Let’s say you have someone manually checking the same inbox each day, copying information into a spreadsheet, then sending it to another team member who prepares a report for billing. It’s simple, right? But multiply that by five days a week, across three people, over the course of a year. Now you're looking at hundreds of hours spent on a task that could be completed in minutes — automatically.


That kind of inefficiency adds up. It leads to higher payroll costs, slower project turnaround, and inconsistent results. Worse, it quietly trains your team to work harder, not smarter.


Where Automation Starts

The good news is, you don’t need a massive overhaul to start reducing friction. Automation isn’t just for large companies with deep pockets. It starts with small, thoughtful changes.


Ask yourself:


Are there tasks my team repeats daily or weekly?

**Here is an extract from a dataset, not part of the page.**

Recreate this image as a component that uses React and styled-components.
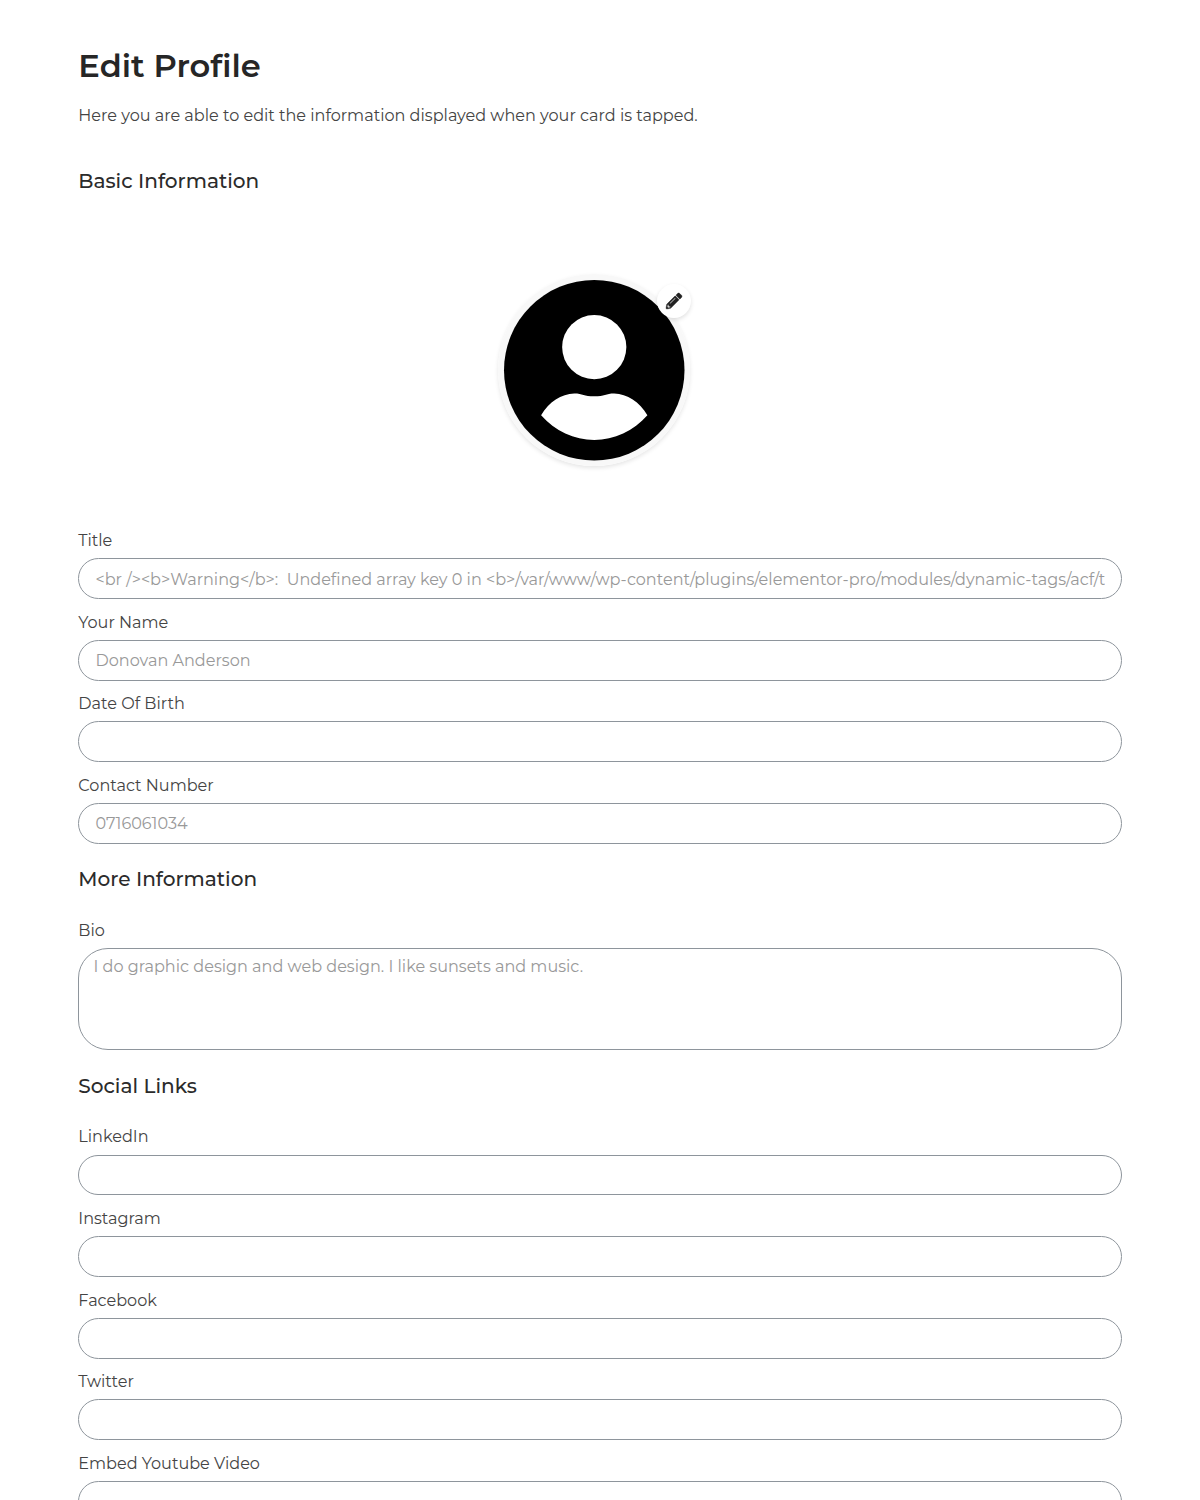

Do I rely on spreadsheets or emails to move information between tools?


Is my team chasing updates instead of receiving them automatically?


Chances are, you answered "yes" to at least one of these. That’s where automation becomes not just helpful — but essential.


It's Not About Replacing People

There's a common misconception that automation takes away jobs. In reality, it removes burdens. When your staff isn’t bogged down by redundant work, they can focus on things that require creativity, judgment, and human connection — the things that actually grow your business.


Think of automation as the quiet assistant in the background, handling the logistics so your team can deliver more value up front.


A Better Way Forward

As technology evolves, so do the tools that small businesses can access. From AI-powered scheduling assistants to automated bookkeeping tools, the options are expanding — and becoming more affordable.


But the first step isn’t jumping into software. It’s recognizing where your current processes are holding you back.


When you start by mapping out your day-to-day tasks, spotting the friction points, and asking, “Is there a better way to do this?” — you’ve already taken the first step toward a leaner, smarter business.